Situation Summary
Lebanon remains in active conflict, with Israeli military operations ongoing in southern regions despite a nominal ceasefire framework agreed in late June 2026. Hezbollah infrastructure and border localities continue to experience airstrikes and artillery fire, compounded by sporadic ground exchanges along the Israeli security zone. Beirut and other urban centers face intermittent disruptions from protests, security cordons, and air-alert related road closures, creating unpredictable access constraints for civilians and international personnel. The overall trajectory is volatile, with de-escalation fragile and re-escalation risk elevated.
Key Developments
- Maroun al-Ras and southern border ridgelines (29 June): Israeli artillery and drone strikes hit areas around Maroun al-Ras in Bint Jbeil District, with secondary fires reported; Hezbollah-linked accounts posted impact footage consistent with targeting Hezbollah positions near the Israeli border fence.
- Nabatieh area (29 June): Multiple reports of Israeli airstrikes on suspected Hezbollah infrastructure north of Nabatieh; residents and conflict monitors documented overhead jets and explosions across the South Governorate.
- East of Tyre/Sour (29 June): Israeli drone surveillance and at least one precision strike reported on agricultural plots and structures east of Tyre; local authorities implemented temporary road closures.
- Border exchanges, South Governorate (ongoing, 29 June): Continuing fire and overflights documented along multiple segments of the southern border, including areas opposite Metula and Kiryat Shmona, indicating sustained Israeli ground and aerial operations within the self-declared security zone.
- Rafic Hariri International Airport access routes (29 June): Intermittent road closures and heavy congestion on key approach roads reported, attributed to security checks and air-alert disruptions; Canadian travel advisory confirms sporadic airport-access degradation due to air strikes.
- Beirut district protests (evening 29 June): Small political gatherings and road-blocking demonstrations documented over the ceasefire framework and government performance; protests creating localized travel delays and security checkpoints in central areas.
- Beqaa Valley security activity (29 June): Heightened security checkpoints and sporadic celebratory gunfire reported; NGOs advising staff to limit non-essential evening movement, consistent with Beqaa's elevated risk profile.
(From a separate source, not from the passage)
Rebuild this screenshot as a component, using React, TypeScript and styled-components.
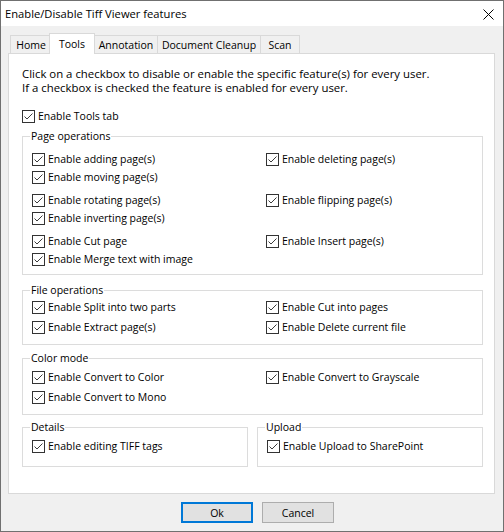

- Countrywide travel guidance (29 June): Multiple embassies and governments reiterated "avoid all travel" advisories citing latest Israeli strikes and escalation risk; Canadian government updated overall Lebanon risk to avoid all travel due to volatile conditions.
Highest-Risk Areas
Beqaa Governorate (84.7 composite risk) is the single highest-risk region, driven by armed activity, sporadic gunfire, and security-checkpoint density. Beirut (65.3) faces secondary risk from protest activity, air-alert disruptions, and airport-access volatility, creating duty-of-care exposure for staff movement and evacuation planning. The southern governorates—Nabatieh, South, and others clustered at 54.7–54.9—experience direct Israeli military pressure, with airstrikes, drone surveillance, and ground exchanges creating sustained kinetic risk for anyone in or transiting these areas. North and Akkar governorates face tertiary but non-negligible risk from spillover activity and security checks.
How GeoBit Would Assist
Security teams should deploy AOI Monitoring & Early Warning on Beqaa Valley and southern border localities to receive automated alerts on new strike patterns and security checkpoint activity, reducing reactive response lag. Conflict & Military battle mapping and satellite imagery analysis enable near-real-time assessment of Hezbollah infrastructure targeting and Israeli force positioning, critical for evacuation route planning. Routing & Network Analysis capability supports dynamic alternative-route and journey planning around documented closures and air-alert zones, protecting personnel movement to and from Beirut airport and other choke points.
7-Day Outlook
Israeli operations in the south are likely to continue at current or elevated tempo, with ceasefire compliance deteriorating. Beirut protests and government instability may increase, creating secondary but recurring road-closure and access-delay risk. Re-escalation potential remains high; any significant cross-border incident or Hezbollah retaliation could trigger rapid shift to full-scale conflict and mass-casualty events.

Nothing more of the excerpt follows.